The human genome sequence has perplexed researchers from the moment the draft version was assembled in 2001. The problem: our genome seems to contain remarkably few protein-coding genes.

The current estimate is between 20,000 and 25,000 — not many more than far simpler organisms such as nematode worms. But pinning down the exact number has proved to be a laborious business, and efforts have so far made only limited progress. Bioinformaticians meeting in Cambridge, UK, last week were optimistic that they can reverse this trend, thanks to a competition called E-GASP.

Launched earlier this year, E-GASP challenged 18 teams from around the world to develop better gene-prediction software for the human genome.

The initiative has had the desired effect of improving the available gene-prediction software, says co-organizer Roderic Guigó, a bioinformatician at the Municipal Institute of Medical Research in Barcelona, Spain.

Proving that a particular stretch of DNA is a gene involves doing an experiment to show that it is transcribed to make an RNA copy that can then guide protein production. But to do this for the whole genome would be time-consuming and expensive. Software that predicts the likely position of genes can speed things up, but often has only limited accuracy.

Researchers hope that advances in predictive software will speed the identification of genes. Credit: BSIP, PIKO/SPL

E-GASP aimed to improve matters using test material taken from 44 regions of the human genome — about 1% of its total length. For 13 of the regions, researchers at ENCODE, a US initiative to analyse all of the functional elements in the human genome, painstakingly identified the position of all the genes by experiment.

This information was passed on to the 18 competing teams, who were then charged with predicting gene positions in the 31 remaining areas. At the same time, the ENCODE team completed its experimental analysis of the regions. Scientists gathered at the Wellcome Trust Sanger Institute on 6–7 May to hear the outcome.

“There was no absolute ‘right’ answer,” says Guigó. “Our annotation methods can only be described as ‘as-good-as-it-gets’.” So no overall winner was announced, although “a couple of the programs performed surprisingly well”, he adds.

Programs exploiting protein and transcription data provided the best predictions, but approaches involving comparisons with other genomes were also improved. Added together, the predictions put forward by the competitors hit 70% of the genes identified by the ENCODE team almost perfectly.

Developing good prediction software is especially important for scientists working with species for which the genomes have been sequenced but little money is available for their analysis.

The new tools will also help guide the work of experimental scientists interested in human genes. The competitors' predictions threw up hundreds of possible genes that weren't identified in the lab experiments. ENCODE scientists in Barcelona and Geneva will select 200 of these for analysis in the next few months. “But based on our previous experience we do not expect more than 2% to be validated using our manual approach,” says Guigó.

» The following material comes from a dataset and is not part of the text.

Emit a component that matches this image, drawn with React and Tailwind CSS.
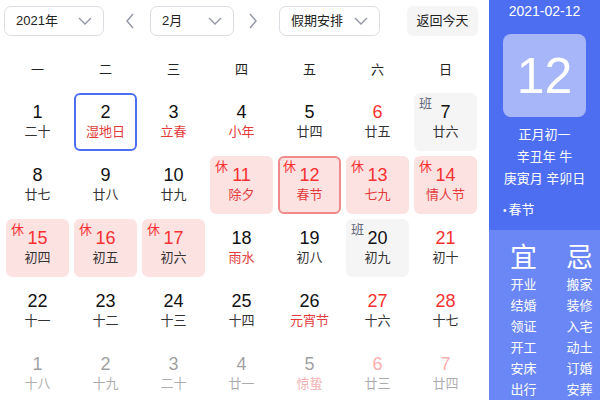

He admits that other methods may turn up more genes. Researchers from the genomics company Affymetrix, based in Santa Clara, California, presented data to the Cambridge meeting from experiments using the latest generation of ‘microarrays’. These are made by chopping the genome up into thousands of bits of DNA and placing them, in order, on a grid. RNA will bind to the DNA it was produced from and therefore indicate any regions of the genome that are transcribed.

When the researchers washed RNA from a cell over the chip, 50% more regions on the grid bound to the RNA than there were known genes, suggesting that there is a lot more transcription going on than can be accounted for by genes identified so far. It isn't known how much of this extra transcription represents new protein-coding genes, or whether some of the RNA molecules help to regulate existing genes.